Based on the comparison of the results of the different methods in Tables 5, 6 and 7 and Fig. 2, we can conclude that all recommendation methods that use data ranking (BM25) or link prediction (Citation Embedding) have a high precision on our scientific items recommendation benchmark experiments when using graph walking and author embedding similarity methods in an ensemble of methods.

7 Conclusion and Discussion

In this paper, we have investigated the use of a large scale citation network for the purposes of recommending scientific items, on the basis of a given scientific item by the user, according to the well-known paradigm “if you like this dataset, you might also like these other datasets”. The method uses low-dimensional vector space embeddings computed from the citation graph in order to compute the cosine similarity between datasets as the basis for its recommendations. By itself, this method performed unsatisfactorily on our benchmark under a variety of experimental settings.

We therefore also studied the behaviour of this method in an ensemble with a number of other methods: recommendations based on n-hops walks in a co-author graph (\(n=1,2,3\)), recommendations based on embeddings computed over this co-author graph, recommendations based on the BERT large language model, and the BM25 method from information retrieval. We studied a large variety of the most promising combinations of methods under different experimental settings. In our largest experimental setting, the ensemble methods that used the embeddings from the citation network outperformed those that didn’t, with a precision of 0.64 under a variety of settings. This acceptable precision in a recommendation setting comes at the price of a low recall, a behaviour that is typical in recommendation engines.

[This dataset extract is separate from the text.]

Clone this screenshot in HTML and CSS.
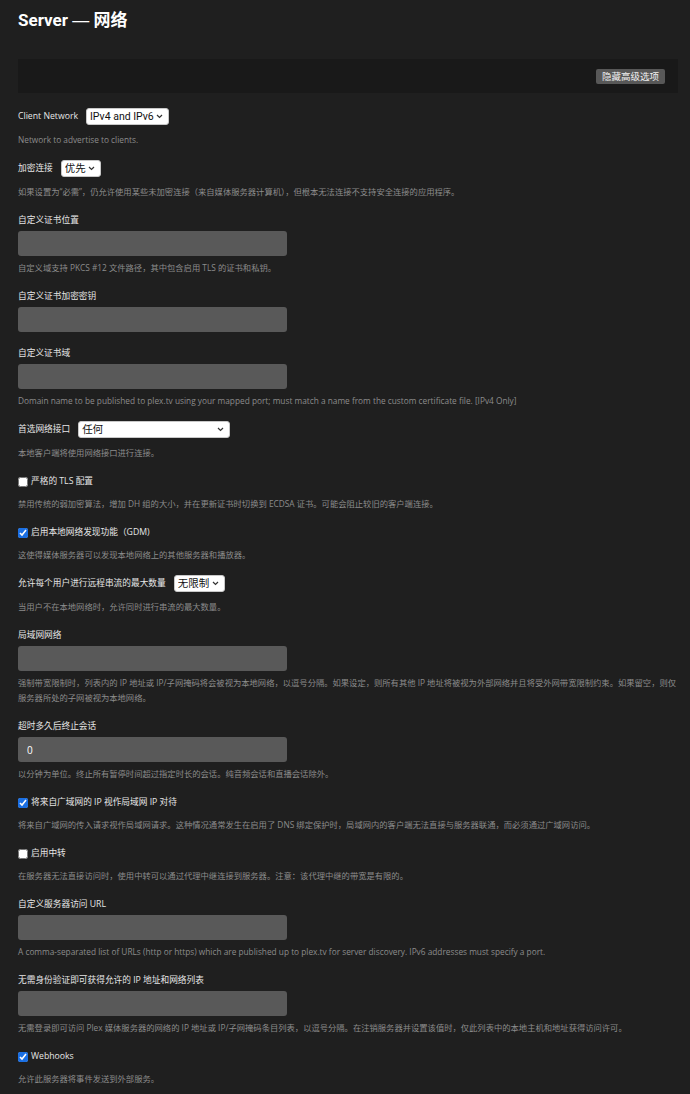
FILE: index.html
```html
<!DOCTYPE html>
<html lang="zh-CN">
<head>
    <meta charset="utf-8">
    <title>Server — 网络</title>
    <link rel="stylesheet" href="styles.css">
</head>
<body>
    <div class="page">
        <h1 class="title">Server <span class="dash">—</span> 网络</h1>

        <div class="toolbar">
            <button class="btn-advanced">隐藏高级选项</button>
        </div>

        <!-- Client network -->
        <div class="field">
            <div class="row">
                <label class="label">Client Network</label>
                <select class="select">
                    <option>IPv4 and IPv6</option>
                </select>
            </div>
            <p class="help">Network to advertise to clients.</p>
        </div>

        <div class="field">
            <div class="row">
                <label class="label">加密连接</label>
                <select class="select">
                    <option>优先</option>
                </select>
            </div>
            <p class="help">如果设置为“必需”，仍允许使用某些未加密连接（来自媒体服务器计算机），但根本无法连接不支持安全连接的应用程序。</p>
        </div>

        <div class="field">
            <label class="label block">自定义证书位置</label>
            <input class="text-input" type="text">
            <p class="help">自定义域支持 PKCS #12 文件路径，其中包含启用 TLS 的证书和私钥。</p>
        </div>

        <div class="field">
            <label class="label block">自定义证书加密密钥</label>
            <input class="text-input" type="text">
        </div>

        <div class="field">
            <label class="label block">自定义证书域</label>
            <input class="text-input" type="text">
            <p class="help">Domain name to be published to plex.tv using your mapped port; must match a name from the custom certificate file. [IPv4 Only]</p>
        </div>

        <div class="field">
            <div class="row">
                <label class="label">首选网络接口</label>
                <select class="select sel-wide">
                    <option>任何</option>
                </select>
            </div>
            <p class="help">本地客户端将使用网络接口进行连接。</p>
        </div>

        <div class="field">
            <label class="row check">
                <input type="checkbox">
                <span class="label">严格的 TLS 配置</span>
            </label>
            <p class="help">禁用传统的弱加密算法，增加 DH 组的大小，并在更新证书时切换到 ECDSA 证书。可能会阻止较旧的客户端连接。</p>
        </div>

        <div class="field">
            <label class="row check">
                <input type="checkbox" checked>
                <span class="label">启用本地网络发现功能（GDM)</span>
            </label>
            <p class="help">这使得媒体服务器可以发现本地网络上的其他服务器和播放器。</p>
        </div>

        <div class="field">
            <div class="row">
                <label class="label">允许每个用户进行远程串流的最大数量</label>
                <select class="select">
                    <option>无限制</option>
                </select>
            </div>
            <p class="help">当用户不在本地网络时，允许同时进行串流的最大数量。</p>
        </div>

        <div class="field">
            <label class="label block">局域网网络</label>
            <input class="text-input" type="text">
            <p class="help">强制带宽限制时，列表内的 IP 地址或 IP/子网掩码将会被视为本地网络，以逗号分隔。如果设定，则所有其他 IP 地址将被视为外部网络并且将受外网带宽限制约束。如果留空，则仅服务器所处的子网被视为本地网络。</p>
        </div>

        <div class="field">
            <label class="label block">超时多久后终止会话</label>
            <input class="text-input" type="text" value="0">
            <p class="help">以分钟为单位。终止所有暂停时间超过指定时长的会话。纯音频会话和直播会话除外。</p>
        </div>

        <div class="field">
            <label class="row check">
                <input type="checkbox" checked>
                <span class="label">将来自广域网的 IP 视作局域网 IP 对待</span>
            </label>
            <p class="help">将来自广域网的传入请求视作局域网请求。这种情况通常发生在启用了 DNS 绑定保护时，局域网内的客户端无法直接与服务器联通，而必须通过广域网访问。</p>
        </div>

        <div class="field">
            <label class="row check">
                <input type="checkbox">
                <span class="label">启用中转</span>
            </label>
            <p class="help">在服务器无法直接访问时，使用中转可以通过代理中继连接到服务器。注意：该代理中继的带宽是有限的。</p>
        </div>

        <div class="field">
            <label class="label block">自定义服务器访问 URL</label>
            <input class="text-input" type="text">
            <p class="help">A comma-separated list of URLs (http or https) which are published up to plex.tv for server discovery. IPv6 addresses must specify a port.</p>
        </div>

        <div class="field">
            <label class="label block">无需身份验证即可获得允许的 IP 地址和网络列表</label>
            <input class="text-input" type="text">
            <p class="help">无需登录即可访问 Plex 媒体服务器的网络的 IP 地址或 IP/子网掩码条目列表，以逗号分隔。在注销服务器并设置该值时，仅此列表中的本地主机和地址获得访问许可。</p>
        </div>

        <div class="field">
            <label class="row check">
                <input type="checkbox" checked>
                <span class="label">Webhooks</span>
            </label>
            <p class="help">允许此服务器将事件发送到外部服务。</p>
        </div>
    </div>
</body>
</html>
```

FILE: styles.css
```css
body {
    margin: 0;
    background: #1f1f1f;
    font-family: "Open Sans", "Noto Sans CJK SC", sans-serif;
    color: #e6e6e6;
}
.page {
    padding: 10px 12px 0 18px;
}
.title {
    font-family: Roboto, "Noto Sans CJK SC", sans-serif;
    font-size: 17px;
    font-weight: 700;
    line-height: 20px;
    color: #fff;
    margin: 0 0 28px;
}
.title .dash {
    font-family: "Liberation Sans", sans-serif;
    font-weight: 400;
}
.toolbar {
    display: flex;
    justify-content: flex-end;
    align-items: center;
    height: 34px;
    padding-right: 13px;
    background: #191919;
    margin-bottom: 15px;
}
.btn-advanced {
    background: #585858;
    color: #f0f0f0;
    border: 0;
    border-radius: 2px;
    font-family: "Noto Sans CJK SC", sans-serif;
    font-size: 9.5px;
    height: 15px;
    padding: 0 6px;
    line-height: 15px;
}
.field {
    margin-bottom: 13px;
}
.row {
    display: flex;
    align-items: center;
    height: 17px;
}
.label {
    font-size: 8.7px;
    line-height: 17px;
    color: #e6e6e6;
}
.row .label {
    margin-right: 8px;
}
.label.block {
    display: block;
}
.select {
    appearance: none;
    -webkit-appearance: none;
    height: 17px;
    background: #fff url("data:image/svg+xml,%3Csvg xmlns='http://www.w3.org/2000/svg' width='7' height='5' viewBox='0 0 7 5'%3E%3Cpath d='M1 1l2.5 2.5 2.5-2.5' fill='none' stroke='%23333' stroke-width='1.2'/%3E%3C/svg%3E") no-repeat right 5px center;
    border: 1px solid #c8c8c8;
    border-radius: 3px;
    font-family: Roboto, "Noto Sans CJK SC", sans-serif;
    font-size: 10.5px;
    color: #111;
    padding: 0 14px 0 3px;
    line-height: 15px;
}
.sel-wide {
    width: 152px;
}
.check input {
    width: 10px;
    height: 10px;
    margin: 0 3px 0 0;
    accent-color: #1a6fe3;
}
.row.check .label {
    margin-right: 0;
}
.row.check + .help {
    margin-top: 6px;
}
.text-input {
    display: block;
    box-sizing: border-box;
    width: 269px;
    height: 25px;
    margin-top: 2px;
    background: #595959;
    border: 0;
    border-radius: 3px;
    padding: 0 9px;
    font-size: 10px;
    color: #fff;
    font-family: "Open Sans", sans-serif;
}
.help {
    margin: 7px 0 0;
    font-size: 8.3px;
    line-height: 15px;
    color: #8c8c8c;
}
.text-input + .help {
    margin-top: 4px;
}
```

This allows us to succinctly answer the research questions we formulated in the introduction of this paper:

  • Will a citation network help in dataset discovery? Answer: yes

  • Can we do dataset discovery purely by link prediction on a citation network? Answer: no

  • Will the addition of citation-network-link-prediction help for dataset discovery? Answer: yes

We performed our experiments on a newly constructed benchmark set, using the KGlove method for training scientific entity (item) embeddings from the Microsoft Academic Knowledge Graph, containing a citation network of 100 million edges. We have made this benchmark corpus available online.

The methods that we designed and evaluated in this paper are clearly not the final word on how to recommend scientific items. Likely, the results can be improved not only by using tuning parameters to specific datasets, but also by adding other existing applicable methods. Also, the dataset could be expended. We have used both citation and co-author networks as signals for academic similarity, but also other academic networks exist. Including those is subject of future work.

The link prediction mentioned in this paper uses pre-trained embedding models. One drawback of this type of models is that this requires an embedding for each entity in the graph, and hence many existing models do not scale well enough. In the future several approaches could be investigated to overcome, one option is to use a model which can work in an inductive setting, based on the description, or even the content of the datasets. An example of such a method is BLP [8]. To reduce the number of embeddings, we could also use a model which only keeps embeddings for some entities in the graph, like NodePiece [16]. Another direction could be to attempt scaling models using summarization, as was done in [17].